Seattle rolls out regulations for allowing electric scooters

By Heidi Groover, The Seattle Times
Published: August 21, 2020, 4:31pm

SEATTLE — Electric scooters could finally hit Seattle streets, more than a year after Mayor Jenny Durkan said she was open to allowing the devices that became commonplace in Portland and Austin.

The Seattle City Council’s transportation committee voted Wednesday to approve legislation allowing free-floating rentable scooters. The council will vote on the idea in early September.

Under a plan from the Seattle Department of Transportation, private companies would be allowed to offer scooters as soon as September. Nine companies have already applied, according to SDOT.

Scooter riding would be barred on sidewalks and allowed in bike lanes and on roads. SDOT would allow up to 1,500 scooters in the city to start and up to 6,000 eventually. The devices could be a mix of standing and seated electric scooters with top speeds of 15 mph.

Scooters have been around in other cities for several years. Spokane and Bothell allow scooters, and they became available in White Center last week under a King County program.

Durkan was initially resistant to scooters. Seattle later faced an ultimately unsuccessful challenge to its environmental review of a possible scooter program, and the coronavirus sidelined many nonpandemic issues at City Hall this spring.

Councilmember Alex Pedersen, who chairs the transportation committee, voted against forwarding the legislation to the full council. In an email, Pedersen said the proposal lacked specifics about safety and how SDOT would measure the success of a scooter program. Pedersen said he was “not willing to vote yes for something that lacks so many details.”

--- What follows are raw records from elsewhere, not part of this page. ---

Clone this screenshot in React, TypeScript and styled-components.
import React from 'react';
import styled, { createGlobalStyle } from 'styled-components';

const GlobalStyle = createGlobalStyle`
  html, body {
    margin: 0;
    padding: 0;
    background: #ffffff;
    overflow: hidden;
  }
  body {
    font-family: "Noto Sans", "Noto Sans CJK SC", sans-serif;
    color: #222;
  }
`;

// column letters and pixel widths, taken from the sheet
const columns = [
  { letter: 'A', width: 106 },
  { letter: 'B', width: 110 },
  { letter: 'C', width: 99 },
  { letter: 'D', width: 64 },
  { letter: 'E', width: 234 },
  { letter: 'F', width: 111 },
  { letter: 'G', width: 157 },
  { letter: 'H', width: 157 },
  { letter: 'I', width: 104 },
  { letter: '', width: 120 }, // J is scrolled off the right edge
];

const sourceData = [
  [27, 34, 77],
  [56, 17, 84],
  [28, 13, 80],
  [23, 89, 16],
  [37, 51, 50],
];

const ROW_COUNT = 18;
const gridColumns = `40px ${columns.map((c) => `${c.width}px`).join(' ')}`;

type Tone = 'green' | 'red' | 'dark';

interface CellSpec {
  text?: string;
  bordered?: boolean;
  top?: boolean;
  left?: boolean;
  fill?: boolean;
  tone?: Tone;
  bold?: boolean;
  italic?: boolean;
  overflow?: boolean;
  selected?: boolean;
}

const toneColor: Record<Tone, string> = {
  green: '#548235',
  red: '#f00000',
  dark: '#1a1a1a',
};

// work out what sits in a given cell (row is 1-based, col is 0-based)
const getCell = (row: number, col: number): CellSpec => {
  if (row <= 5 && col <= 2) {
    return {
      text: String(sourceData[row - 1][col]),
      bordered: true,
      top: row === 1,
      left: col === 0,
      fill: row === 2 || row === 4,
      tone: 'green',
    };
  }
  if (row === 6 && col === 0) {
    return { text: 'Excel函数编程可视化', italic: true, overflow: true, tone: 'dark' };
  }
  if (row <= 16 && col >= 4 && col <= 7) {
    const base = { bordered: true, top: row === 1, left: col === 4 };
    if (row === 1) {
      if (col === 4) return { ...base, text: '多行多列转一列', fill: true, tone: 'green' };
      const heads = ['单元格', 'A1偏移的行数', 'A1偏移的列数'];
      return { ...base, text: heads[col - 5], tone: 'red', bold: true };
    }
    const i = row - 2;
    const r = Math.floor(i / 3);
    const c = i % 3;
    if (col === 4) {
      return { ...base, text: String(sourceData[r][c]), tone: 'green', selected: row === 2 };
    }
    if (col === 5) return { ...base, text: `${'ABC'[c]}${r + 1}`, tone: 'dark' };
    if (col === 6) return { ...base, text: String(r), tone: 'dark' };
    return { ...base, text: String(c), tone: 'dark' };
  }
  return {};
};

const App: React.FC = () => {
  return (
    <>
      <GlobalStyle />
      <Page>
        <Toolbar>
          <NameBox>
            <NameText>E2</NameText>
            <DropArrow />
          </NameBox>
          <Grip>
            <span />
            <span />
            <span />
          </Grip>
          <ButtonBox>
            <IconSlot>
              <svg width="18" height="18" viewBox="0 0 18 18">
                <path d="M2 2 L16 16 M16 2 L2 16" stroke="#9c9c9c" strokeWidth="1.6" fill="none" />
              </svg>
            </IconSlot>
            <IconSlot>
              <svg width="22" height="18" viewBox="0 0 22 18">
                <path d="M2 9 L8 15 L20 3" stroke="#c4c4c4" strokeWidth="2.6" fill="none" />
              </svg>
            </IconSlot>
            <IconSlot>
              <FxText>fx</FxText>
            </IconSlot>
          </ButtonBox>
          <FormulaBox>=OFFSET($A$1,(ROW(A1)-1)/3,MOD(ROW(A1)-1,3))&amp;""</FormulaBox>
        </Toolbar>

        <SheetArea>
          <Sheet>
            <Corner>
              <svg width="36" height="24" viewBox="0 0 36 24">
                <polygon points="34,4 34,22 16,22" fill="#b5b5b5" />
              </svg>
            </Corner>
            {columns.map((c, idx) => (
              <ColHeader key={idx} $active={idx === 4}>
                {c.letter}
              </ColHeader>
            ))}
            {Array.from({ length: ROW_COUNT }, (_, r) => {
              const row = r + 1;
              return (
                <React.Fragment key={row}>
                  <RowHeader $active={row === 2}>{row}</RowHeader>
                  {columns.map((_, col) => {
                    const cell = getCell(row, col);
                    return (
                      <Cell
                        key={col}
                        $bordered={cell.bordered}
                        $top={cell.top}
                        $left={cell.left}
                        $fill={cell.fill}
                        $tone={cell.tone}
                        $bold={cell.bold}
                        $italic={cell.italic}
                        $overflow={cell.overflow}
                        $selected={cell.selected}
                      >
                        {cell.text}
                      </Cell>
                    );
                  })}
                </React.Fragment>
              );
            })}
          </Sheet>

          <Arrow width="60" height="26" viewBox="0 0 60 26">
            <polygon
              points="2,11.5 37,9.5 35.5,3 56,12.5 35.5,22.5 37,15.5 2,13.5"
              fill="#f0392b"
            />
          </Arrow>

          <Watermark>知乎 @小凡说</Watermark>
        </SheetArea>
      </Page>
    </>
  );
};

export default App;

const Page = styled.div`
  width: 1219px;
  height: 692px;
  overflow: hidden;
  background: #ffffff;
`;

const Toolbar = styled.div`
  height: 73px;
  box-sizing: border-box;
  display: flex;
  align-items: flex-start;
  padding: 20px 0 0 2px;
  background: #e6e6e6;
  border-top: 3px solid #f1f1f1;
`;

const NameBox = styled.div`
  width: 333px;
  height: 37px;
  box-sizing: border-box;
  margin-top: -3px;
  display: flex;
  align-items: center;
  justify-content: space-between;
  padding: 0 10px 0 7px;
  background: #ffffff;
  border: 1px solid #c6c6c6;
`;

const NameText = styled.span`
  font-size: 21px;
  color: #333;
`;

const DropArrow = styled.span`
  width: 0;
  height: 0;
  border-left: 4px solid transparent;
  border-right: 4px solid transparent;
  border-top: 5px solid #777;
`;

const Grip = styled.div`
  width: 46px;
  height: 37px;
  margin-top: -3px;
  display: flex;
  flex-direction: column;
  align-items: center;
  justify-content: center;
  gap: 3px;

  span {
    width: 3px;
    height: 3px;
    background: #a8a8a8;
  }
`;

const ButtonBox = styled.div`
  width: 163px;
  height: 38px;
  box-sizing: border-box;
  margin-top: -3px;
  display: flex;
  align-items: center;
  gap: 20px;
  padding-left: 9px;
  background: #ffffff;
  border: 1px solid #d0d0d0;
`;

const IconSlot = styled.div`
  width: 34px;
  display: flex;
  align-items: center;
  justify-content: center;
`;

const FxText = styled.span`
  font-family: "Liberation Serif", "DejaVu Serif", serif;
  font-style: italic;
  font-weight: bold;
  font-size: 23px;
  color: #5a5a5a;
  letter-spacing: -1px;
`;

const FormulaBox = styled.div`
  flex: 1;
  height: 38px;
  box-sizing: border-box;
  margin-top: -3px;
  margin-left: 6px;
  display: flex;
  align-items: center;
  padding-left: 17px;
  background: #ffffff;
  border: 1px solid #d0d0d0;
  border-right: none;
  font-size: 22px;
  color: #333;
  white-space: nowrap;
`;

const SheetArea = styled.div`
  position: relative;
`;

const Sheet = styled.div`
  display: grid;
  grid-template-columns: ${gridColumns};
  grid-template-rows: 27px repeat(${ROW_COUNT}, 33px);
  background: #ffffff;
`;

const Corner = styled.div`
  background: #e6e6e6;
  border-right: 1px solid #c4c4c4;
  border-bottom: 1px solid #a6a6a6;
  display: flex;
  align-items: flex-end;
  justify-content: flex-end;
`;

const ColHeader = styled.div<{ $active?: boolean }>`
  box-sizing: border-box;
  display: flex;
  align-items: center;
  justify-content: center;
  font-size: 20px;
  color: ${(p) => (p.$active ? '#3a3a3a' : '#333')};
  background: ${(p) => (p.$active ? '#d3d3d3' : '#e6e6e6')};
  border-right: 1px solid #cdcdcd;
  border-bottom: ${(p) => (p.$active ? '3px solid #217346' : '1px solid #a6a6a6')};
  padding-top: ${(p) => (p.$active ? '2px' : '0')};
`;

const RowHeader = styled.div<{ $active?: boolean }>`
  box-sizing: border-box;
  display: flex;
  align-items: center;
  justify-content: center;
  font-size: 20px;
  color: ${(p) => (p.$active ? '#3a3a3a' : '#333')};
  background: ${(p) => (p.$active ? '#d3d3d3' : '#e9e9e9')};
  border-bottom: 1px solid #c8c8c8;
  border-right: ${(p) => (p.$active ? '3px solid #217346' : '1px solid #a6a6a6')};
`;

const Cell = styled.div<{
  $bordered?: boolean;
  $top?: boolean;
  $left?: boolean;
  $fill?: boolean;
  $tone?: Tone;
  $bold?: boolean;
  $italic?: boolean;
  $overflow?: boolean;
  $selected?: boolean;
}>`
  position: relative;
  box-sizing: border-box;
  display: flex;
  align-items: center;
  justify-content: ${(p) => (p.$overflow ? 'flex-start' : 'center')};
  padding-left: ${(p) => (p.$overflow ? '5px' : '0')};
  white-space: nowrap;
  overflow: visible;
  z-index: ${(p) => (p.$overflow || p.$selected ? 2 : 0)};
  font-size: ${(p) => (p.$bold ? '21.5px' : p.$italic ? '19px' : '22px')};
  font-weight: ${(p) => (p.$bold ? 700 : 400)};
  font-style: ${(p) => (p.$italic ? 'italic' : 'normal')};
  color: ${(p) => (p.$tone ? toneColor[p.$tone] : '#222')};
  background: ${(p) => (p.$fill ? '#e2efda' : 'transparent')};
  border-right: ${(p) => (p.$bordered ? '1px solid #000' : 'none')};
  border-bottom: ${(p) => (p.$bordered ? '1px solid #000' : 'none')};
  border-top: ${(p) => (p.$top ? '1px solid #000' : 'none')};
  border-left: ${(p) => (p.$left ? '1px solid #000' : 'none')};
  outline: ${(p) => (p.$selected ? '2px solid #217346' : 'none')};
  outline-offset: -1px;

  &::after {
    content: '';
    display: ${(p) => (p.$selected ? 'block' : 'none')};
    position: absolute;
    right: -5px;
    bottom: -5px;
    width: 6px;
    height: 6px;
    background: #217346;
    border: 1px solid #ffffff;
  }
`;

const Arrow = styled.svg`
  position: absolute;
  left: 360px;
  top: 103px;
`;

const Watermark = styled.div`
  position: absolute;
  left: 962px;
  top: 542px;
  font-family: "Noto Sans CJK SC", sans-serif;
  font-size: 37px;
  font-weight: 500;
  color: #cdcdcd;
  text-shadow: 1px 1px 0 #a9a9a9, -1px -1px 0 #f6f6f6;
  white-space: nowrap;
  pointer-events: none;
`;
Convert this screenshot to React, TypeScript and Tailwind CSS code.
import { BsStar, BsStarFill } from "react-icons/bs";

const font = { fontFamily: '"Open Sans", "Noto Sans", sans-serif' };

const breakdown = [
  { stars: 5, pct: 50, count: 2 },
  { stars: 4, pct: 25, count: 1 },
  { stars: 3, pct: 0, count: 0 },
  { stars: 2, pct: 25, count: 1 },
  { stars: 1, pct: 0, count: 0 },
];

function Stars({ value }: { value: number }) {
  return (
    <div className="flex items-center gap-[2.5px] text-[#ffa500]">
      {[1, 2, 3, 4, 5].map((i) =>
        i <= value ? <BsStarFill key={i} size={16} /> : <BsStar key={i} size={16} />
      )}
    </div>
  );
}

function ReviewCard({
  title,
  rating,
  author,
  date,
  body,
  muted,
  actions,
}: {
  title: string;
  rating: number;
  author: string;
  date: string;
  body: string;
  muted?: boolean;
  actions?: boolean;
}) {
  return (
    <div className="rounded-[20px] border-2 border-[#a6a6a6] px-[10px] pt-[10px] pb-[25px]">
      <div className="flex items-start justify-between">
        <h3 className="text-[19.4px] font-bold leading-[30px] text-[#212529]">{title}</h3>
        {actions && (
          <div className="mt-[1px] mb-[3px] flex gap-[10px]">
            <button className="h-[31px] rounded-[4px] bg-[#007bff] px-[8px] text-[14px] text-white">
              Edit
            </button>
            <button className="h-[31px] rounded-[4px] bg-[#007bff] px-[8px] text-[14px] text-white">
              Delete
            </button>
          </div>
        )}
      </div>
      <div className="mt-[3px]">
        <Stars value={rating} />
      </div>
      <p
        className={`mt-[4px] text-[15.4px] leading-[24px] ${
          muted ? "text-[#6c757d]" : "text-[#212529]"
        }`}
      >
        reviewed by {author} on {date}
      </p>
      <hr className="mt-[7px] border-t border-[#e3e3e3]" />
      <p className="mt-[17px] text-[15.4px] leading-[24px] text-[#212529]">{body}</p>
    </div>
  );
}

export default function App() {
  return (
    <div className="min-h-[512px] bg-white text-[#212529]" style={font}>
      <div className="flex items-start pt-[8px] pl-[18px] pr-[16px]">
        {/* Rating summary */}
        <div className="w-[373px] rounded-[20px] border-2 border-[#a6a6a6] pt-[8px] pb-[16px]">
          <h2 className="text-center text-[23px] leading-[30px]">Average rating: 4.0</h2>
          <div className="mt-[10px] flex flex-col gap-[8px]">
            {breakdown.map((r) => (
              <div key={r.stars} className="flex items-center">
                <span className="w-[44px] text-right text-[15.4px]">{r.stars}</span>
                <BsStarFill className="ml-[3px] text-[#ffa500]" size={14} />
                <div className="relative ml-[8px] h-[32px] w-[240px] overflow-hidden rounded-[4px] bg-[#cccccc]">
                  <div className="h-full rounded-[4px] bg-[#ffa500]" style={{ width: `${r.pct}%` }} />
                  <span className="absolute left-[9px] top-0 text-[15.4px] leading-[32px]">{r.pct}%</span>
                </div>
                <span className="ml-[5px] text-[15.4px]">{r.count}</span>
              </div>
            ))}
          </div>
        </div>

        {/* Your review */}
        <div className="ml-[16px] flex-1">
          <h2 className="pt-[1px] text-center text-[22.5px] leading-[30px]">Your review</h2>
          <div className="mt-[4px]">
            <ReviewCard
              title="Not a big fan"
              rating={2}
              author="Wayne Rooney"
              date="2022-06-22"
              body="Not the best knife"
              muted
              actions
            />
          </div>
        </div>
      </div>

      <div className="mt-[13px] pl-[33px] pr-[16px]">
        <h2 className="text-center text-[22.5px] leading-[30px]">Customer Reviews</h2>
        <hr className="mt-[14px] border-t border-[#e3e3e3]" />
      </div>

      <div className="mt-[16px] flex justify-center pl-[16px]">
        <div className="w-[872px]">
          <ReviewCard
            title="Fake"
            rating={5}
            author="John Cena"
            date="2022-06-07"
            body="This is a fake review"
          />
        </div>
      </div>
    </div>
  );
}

Councilmember Dan Strauss, who sponsored the legislation, said he still has “many concerns” about scooters, but “we are at a point where the academic conversation has gone on long enough that if we don’t try this … we are just going to continue circling around the same questions that can only be answered if we try it out in the real world.”

Under the council’s proposed change to city law, scooters would not be allowed to be ridden on sidewalks “unless there is no alternative for a motorized foot scooter to travel over a sidewalk that is part of a bicycle or pedestrian path.” City law requires scooter riders to wear helmets.

Similar to free-floating rental bikes, Seattle would charge private scooter companies permitting fees, including up to $150 per scooter per year. Three companies would be allowed, and both standing and seated scooters might be available. Seated scooters provide options for people with disabilities, said Connor Inslee, associate executive director of Outdoors for All, which offers adaptive bikes and other recreation for people with disabilities.